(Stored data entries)

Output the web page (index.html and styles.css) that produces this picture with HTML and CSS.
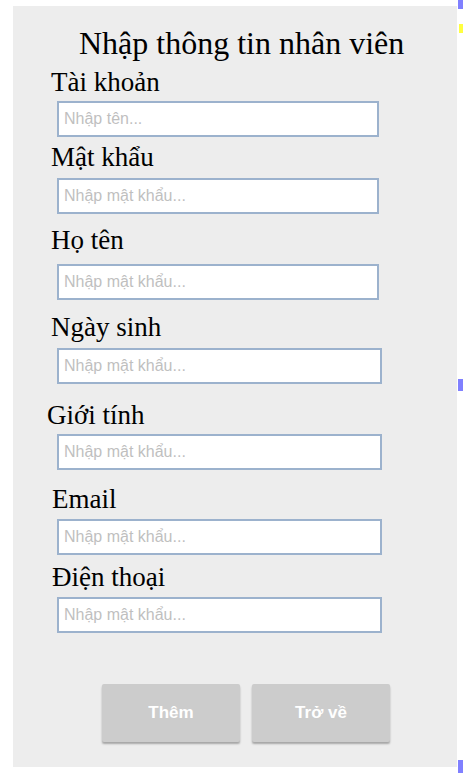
FILE: index.html
```html
<!DOCTYPE html>
<html lang="vi">
<head>
<meta charset="utf-8">
<title>Nhập thông tin nhân viên</title>
<link rel="stylesheet" href="styles.css">
</head>
<body>
<div class="panel">
  <h1 class="title">Nhập thông tin nhân viên</h1>
  <div class="field f-account">
    <label class="label">Tài khoản</label>
    <input class="input" type="text" placeholder="Nhập tên...">
  </div>
  <div class="field f-password">
    <label class="label">Mật khẩu</label>
    <input class="input" type="text" placeholder="Nhập mật khẩu...">
  </div>
  <div class="field f-name">
    <label class="label">Họ tên</label>
    <input class="input" type="text" placeholder="Nhập mật khẩu...">
  </div>
  <div class="field f-dob">
    <label class="label">Ngày sinh</label>
    <input class="input input--wide" type="text" placeholder="Nhập mật khẩu...">
  </div>
  <div class="field f-gender">
    <label class="label">Giới tính</label>
    <input class="input input--wide" type="text" placeholder="Nhập mật khẩu...">
  </div>
  <div class="field f-email">
    <label class="label">Email</label>
    <input class="input input--wide" type="text" placeholder="Nhập mật khẩu...">
  </div>
  <div class="field f-phone">
    <label class="label">Điện thoại</label>
    <input class="input input--wide" type="text" placeholder="Nhập mật khẩu...">
  </div>
  <div class="actions">
    <button class="btn" type="button">Thêm</button>
    <button class="btn" type="button">Trở về</button>
  </div>
</div>
<div class="markers">
  <span class="mark mark--blue mark-1"></span>
  <span class="mark mark--yellow mark-2"></span>
  <span class="mark mark--blue mark-3"></span>
  <span class="mark mark--blue mark-4"></span>
</div>
</body>
</html>
```
FILE: styles.css
```css
html, body {
  margin: 0;
  padding: 0;
  background: #ffffff;
  overflow: hidden;
}

body {
  font-family: "Liberation Serif", "Times New Roman", serif;
  color: #000;
}

.panel {
  box-sizing: border-box;
  width: 444px;
  height: 761px;
  margin: 6px 0 0 13px;
  padding-top: 19px;
  background: #ededed;
}

.title {
  margin: 0;
  padding-left: 66px;
  font-size: 32px;
  font-weight: normal;
  line-height: 37px;
}

.field {
  display: flex;
  flex-direction: column;
  align-items: flex-start;
}

.label {
  display: block;
  padding-left: 38px;
  font-size: 27px;
  line-height: 30px;
}

.input {
  box-sizing: border-box;
  width: 322px;
  height: 36px;
  margin-left: 44px;
  padding: 0 5px;
  border: 2px solid #9cb2cd;
  background: #fff;
  font-family: "Liberation Sans", Arial, sans-serif;
  font-size: 16px;
  outline: none;
}

.input::placeholder {
  color: #bfbfbf;
}

.input--wide {
  width: 325px;
}

.f-account { margin-top: 5px; }
.f-account .input { margin-top: 4px; }

.f-password { margin-top: 5px; }
.f-password .input { margin-top: 6px; }

.f-name { margin-top: 11px; }
.f-name .input { margin-top: 9px; }

.f-dob { margin-top: 12px; }
.f-dob .input { margin-top: 6px; }

.f-gender { margin-top: 16px; }
.f-gender .label { padding-left: 34px; }
.f-gender .input { margin-top: 4px; }

.f-email { margin-top: 14px; }
.f-email .label { padding-left: 39px; }
.f-email .input { margin-top: 5px; }

.f-phone { margin-top: 7px; }
.f-phone .label { padding-left: 39px; }
.f-phone .input { margin-top: 5px; }

.actions {
  display: flex;
  gap: 12px;
  margin-top: 51px;
  padding-left: 89px;
}

.btn {
  width: 138px;
  height: 58px;
  border: none;
  border-radius: 2px;
  background: #cccccc;
  color: #ffffff;
  font-family: "Liberation Sans", Arial, sans-serif;
  font-weight: bold;
  font-size: 17px;
  box-shadow: 0 2px 2px rgba(0, 0, 0, 0.3);
  padding: 0;
}

.markers {
  position: absolute;
  top: 0;
  right: 0;
  width: 5px;
  height: 775px;
}

.mark {
  position: absolute;
  right: 0;
  width: 5px;
}

.mark--blue { background: #8080ff; }
.mark--yellow { background: #ffff40; width: 4px; }

.mark-1 { top: 0; height: 9px; }
.mark-2 { top: 24px; height: 9px; }
.mark-3 { top: 379px; height: 12px; }
.mark-4 { top: 760px; height: 13px; }
```
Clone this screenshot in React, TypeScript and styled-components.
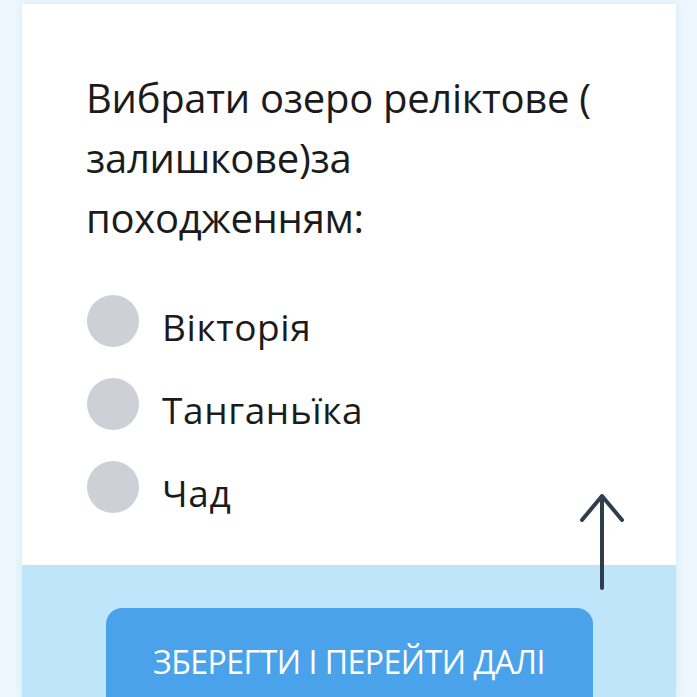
import styled, { createGlobalStyle } from "styled-components";

const GlobalStyle = createGlobalStyle`
  html, body {
    margin: 0;
    padding: 0;
    background: #edf7fd;
    font-family: "Open Sans", "Noto Sans", sans-serif;
    overflow: hidden;
  }
`;

const options = ["Вікторія", "Танганьїка", "Чад"];

export default function App() {
  return (
    <Page>
      <GlobalStyle />
      <Card>
        <Body>
          <Question>
            Вибрати озеро реліктове ( залишкове)за походженням:
          </Question>
          <OptionList>
            {options.map((opt) => (
              <Option key={opt}>
                <Radio />
                <Label>{opt}</Label>
              </Option>
            ))}
          </OptionList>
        </Body>
        <Footer>
          <SaveButton>ЗБЕРЕГТИ І ПЕРЕЙТИ ДАЛІ</SaveButton>
        </Footer>
      </Card>
      <ScrollTop aria-label="up">
        <svg width="48" height="98" viewBox="0 0 48 98" fill="none">
          <path
            d="M24 96 V4 M4 28 L24 4 L44 28"
            stroke="#2f3d4c"
            strokeWidth="4"
            strokeLinecap="round"
            strokeLinejoin="round"
          />
        </svg>
      </ScrollTop>
    </Page>
  );
}

const Page = styled.div`
  position: relative;
  height: 697px;
  padding: 4px 21px 0 22px;
  box-sizing: border-box;
  overflow: hidden;
`;

const Card = styled.div`
  background: #ffffff;
  height: 100%;
  display: flex;
  flex-direction: column;
  box-shadow: 0 0 10px rgba(170, 210, 240, 0.35);
`;

const Body = styled.div`
  padding: 64px 66px 0 65px;
  height: 561px;
  flex-shrink: 0;
  box-sizing: border-box;
`;

const Question = styled.div`
  font-size: 40px;
  line-height: 60px;
  color: #1b1b1b;
  letter-spacing: -0.3px;
  margin-left: -1px;
`;

const OptionList = styled.div`
  display: flex;
  flex-direction: column;
  gap: 31px;
  margin-top: 47px;
`;

const Option = styled.div`
  display: flex;
  align-items: center;
  gap: 23px;
  height: 52px;
`;

const Radio = styled.span`
  width: 52px;
  height: 52px;
  border-radius: 50%;
  background: #cdd0d6;
  flex-shrink: 0;
`;

const Label = styled.span`
  font-size: 37px;
  letter-spacing: 0.6px;
  color: #1b1b1b;
  padding-top: 10px;
`;

const Footer = styled.div`
  flex: 1;
  background: #bfe5fa;
  display: flex;
  justify-content: center;
  padding-top: 43px;
`;

const SaveButton = styled.button`
  width: 487px;
  height: 106px;
  flex-shrink: 0;
  border: none;
  border-radius: 16px;
  background: #4aa3ea;
  color: #ffffff;
  font-family: "Open Sans", "Noto Sans", sans-serif;
  font-size: 32px;
  letter-spacing: -0.5px;
  display: flex;
  justify-content: center;
  align-items: center;
  padding: 0;
`;

const ScrollTop = styled.div`
  position: absolute;
  left: 578px;
  top: 492px;
  width: 48px;
  height: 98px;
`;
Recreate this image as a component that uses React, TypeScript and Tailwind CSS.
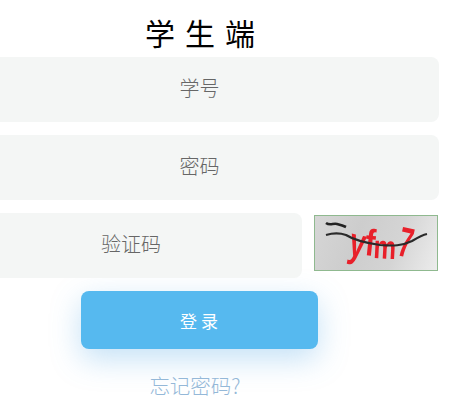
const font = { fontFamily: '"Noto Sans CJK SC", "Liberation Sans", sans-serif' }

function Captcha() {
  return (
    <div className="w-[124px] h-[56px] mt-[2px] border border-[#8fb98f] overflow-hidden bg-[linear-gradient(110deg,#d6d6d6_0%,#cdcdcd_35%,#d4d4d4_65%,#ececec_100%)]">
      <svg width="122" height="54" viewBox="0 0 122 54" className="blur-[0.6px]">
        <g fill="#e8202a" fontFamily='"Liberation Sans", sans-serif' fontWeight="700">
          <text transform="translate(32 39) rotate(12) scale(0.9 1.3)" fontSize="32">y</text>
          <text transform="translate(49 39) rotate(6) scale(1 1.25)" fontSize="30">f</text>
          <text transform="translate(58 42) rotate(3) scale(0.85 1.1)" fontSize="30">m</text>
          <text transform="translate(81 39) rotate(12) scale(0.85 1.4)" fontSize="30">7</text>
        </g>
        <path d="M11 7c4 3 7 0 11 1s7 2 9 3" fill="none" stroke="#222" strokeWidth="2.6" />
        <path d="M11 19c7-2 14-2 20 0 8 5 20 8 34 10 13 1 22 1 32-4 5-3 10-6 15-7" fill="none" stroke="#2a2a2a" strokeWidth="2.2" />
      </svg>
    </div>
  )
}

export default function App() {
  return (
    <div className="w-[451px] h-[414px] overflow-hidden bg-white" style={font}>
      <h1 className="h-[57px] pt-[9px] pl-[10px] text-center text-[30px] leading-[46px] tracking-[10px] text-black font-normal w-[400px]">
        学生端
      </h1>

      <div className="flex flex-col gap-[13px] -ml-10 w-[479px]">
        <div className="h-[65px] pb-1 rounded-lg bg-[#f4f6f5] flex items-center justify-center text-xl font-light text-[#666]">学号</div>
        <div className="h-[65px] pb-[3px] rounded-lg bg-[#f4f6f5] flex items-center justify-center text-xl font-light text-[#666]">密码</div>
        <div className="flex gap-3">
          <div className="w-[342px] h-[65px] pb-1 rounded-lg bg-[#f4f6f5] flex items-center justify-center text-xl font-light text-[#666]">验证码</div>
          <Captcha />
        </div>
      </div>

      <div className="mt-[13px] ml-[81px] w-[237px] h-[58px] pl-[3px] pt-[1px] rounded-lg bg-[#56b9ef] flex items-center justify-center text-[17px] tracking-[4px] text-white shadow-[0_10px_30px_rgba(86,170,230,0.35)]">
        登录
      </div>

      <div className="mt-[23px] w-[390px] text-center text-[20.5px] font-light leading-[26px] text-[#94b8d8]">忘记密码?</div>
    </div>
  )
}
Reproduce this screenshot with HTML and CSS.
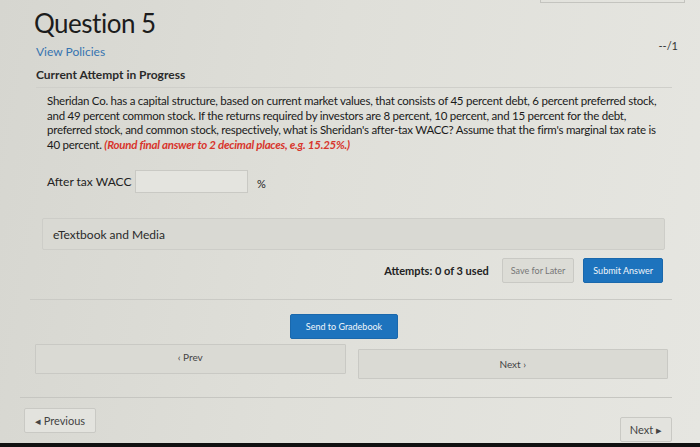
FILE: index.html
```html
<!DOCTYPE html>
<html>
<head>
   <title>Question 5</title>
   <link rel="stylesheet" href="styles.css">
</head>
<body>
<div id="page">
   <div class="topbox"></div>
   <h1>Question 5</h1>
   <div class="meta">
      <a class="policies" href="#">View Policies</a>
      <span class="score">--/1</span>
   </div>
   <div class="attempt">Current Attempt in Progress</div>

   <div id="q">
      <p class="text">Sheridan Co. has a capital structure, based on current market values, that consists of 45 percent debt, 6 percent preferred stock,<br>
      and 49 percent common stock. If the returns required by investors are 8 percent, 10 percent, and 15 percent for the debt,<br>
      preferred stock, and common stock, respectively, what is Sheridan's after-tax WACC? Assume that the firm's marginal tax rate is<br>
      40 percent. <em class="hint">(Round final answer to 2 decimal places, e.g. 15.25%.)</em></p>

      <div class="answer">
         <label for="wacc">After tax WACC</label>
         <input type="text" id="wacc" class="field">
         <span class="unit">%</span>
      </div>

      <div class="media">eTextbook and Media</div>

      <div class="actions">
         <span class="attempts">Attempts: 0 of 3 used</span>
         <button class="btn">Save for Later</button>
         <button class="btn blue">Submit Answer</button>
      </div>
   </div>

   <div class="send"><button class="btn blue">Send to Gradebook</button></div>

   <div class="pager">
      <button class="wide">&#8249; Prev</button>
      <button class="wide next">Next &#8250;</button>
   </div>

   <div class="foot">
      <button class="btn small">&#9666; Previous</button>
      <button class="btn small">Next &#9656;</button>
   </div>
</div>
<div id="edge"></div>
</body>
</html>
```

FILE: styles.css
```css
* { margin: 0; padding: 0; box-sizing: border-box; }
html, body { height: 100%; }
body {
   font-family: Lato, "Open Sans", Arial, sans-serif;
   color: #222;
   background: linear-gradient(100deg, #d6d6d0 0%, #dfdfd9 45%, #e6e6e1 100%);
   overflow: hidden;
}

#page { padding: 0 28px 0 22px; height: 443px; }

.topbox { margin-left: 518px; width: 145px; height: 3px; border: 1px solid #c4c4bf; border-top: 0; }

h1 { font-size: 26px; font-weight: 400; letter-spacing: -0.5px; color: #1c1c1c; line-height: 30px; margin: 5px 0 0 12px; }

.meta { display: flex; justify-content: space-between; align-items: flex-start; margin-left: 14px; margin-right: -6px; }
.policies { display: block; margin-top: 6px; font-size: 12px; color: #3674b0; text-decoration: none; line-height: 16px; }
.score { font-size: 11px; margin-top: 1px; color: #333; }

.attempt { margin: 7px 0 0 14px; padding-bottom: 5px; font-size: 12px; font-weight: 700; color: #2a2a2a; border-bottom: 1px solid #cfcfca; }

#q { padding: 6px 7px 0 25px; }
.text { font-size: 11.5px; line-height: 14.5px; letter-spacing: -0.25px; color: #1a1a1a; white-space: nowrap; }
.hint { font-style: italic; font-weight: 700; color: #d8352c; line-height: 14px; }

.answer { display: flex; align-items: center; margin-top: 18px; font-size: 12px; }
.answer label { width: 88px; }
.field { width: 113px; height: 23px; border: 1px solid #c9c9c4; background: #e4e4df; }
.unit { margin-left: 9px; margin-top: 4px; font-size: 11px; }

.media { margin: 25px 0 0 -5px; height: 32px; padding: 8px 10px; border: 1px solid #cdcdc8; border-radius: 2px; background: #d9d9d3; font-size: 12px; color: #2a2a2a; }

.actions { display: flex; justify-content: flex-end; align-items: center; gap: 9px; margin-top: 8px; margin-right: -7px; padding: 0 9px 16px 0; border-bottom: 1px solid #cacac5; margin-left: -17px; }
.attempts { font-size: 11px; font-weight: 700; margin-right: 4px; }

.btn { font-family: Lato, "Open Sans", Arial, sans-serif; font-size: 9px; height: 25px; padding: 0 8px; border: 1px solid #c9c9c4; border-radius: 2px; background: #dcdcd6; color: #777; }
.btn.blue { background: #1d73bd; border-color: #1a68ac; color: #f2f6fa; padding: 0 9px; }

.send { display: flex; justify-content: center; margin-top: 14px; margin-left: -6px; }
.send .btn { width: 108px; }

.pager { display: flex; gap: 12px; margin-top: 5px; padding: 0 4px 0 13px; }
.wide { flex: 1; height: 30px; border: 1px solid #c9c9c4; background: #dadad4; font-family: Lato, "Open Sans", Arial, sans-serif; font-size: 10px; color: #444; border-radius: 1px; padding-bottom: 4px; }
.wide.next { margin-top: 5px; padding-top: 4px; }

.foot { display: flex; justify-content: space-between; margin-top: 18px; margin-left: -2px; padding-top: 10px; border-top: 1px solid #c6c6c1; }
.foot .btn.small { font-size: 11px; color: #444; height: 25px; padding: 0 9px; background: #e3e3de; }
.foot .btn.small:first-child { margin-left: 4px; width: 72px; }
.foot .btn.small:last-child { margin-top: 9px; }

#edge { height: 4px; background: #111; }
```
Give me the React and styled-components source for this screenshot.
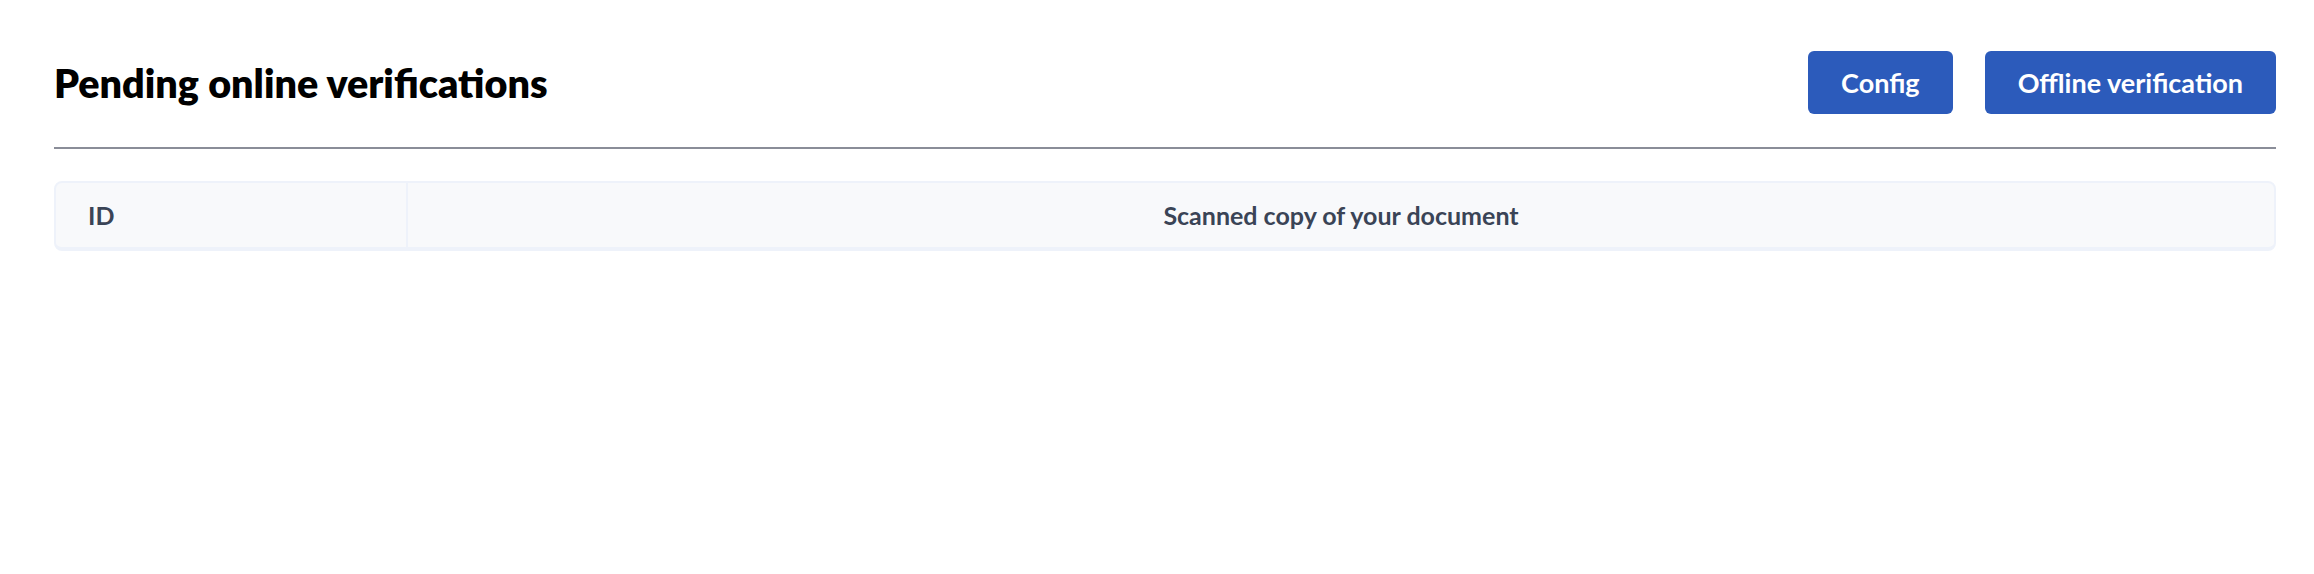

▸ What the task requires:
Show every line in the records above that contains the word "styles".

▸ Task result:
Output the web page (index.html and styles.css) that produces this picture with HTML and CSS.
<link rel="stylesheet" href="styles.css">
FILE: styles.css
   <link rel="stylesheet" href="styles.css">
FILE: styles.css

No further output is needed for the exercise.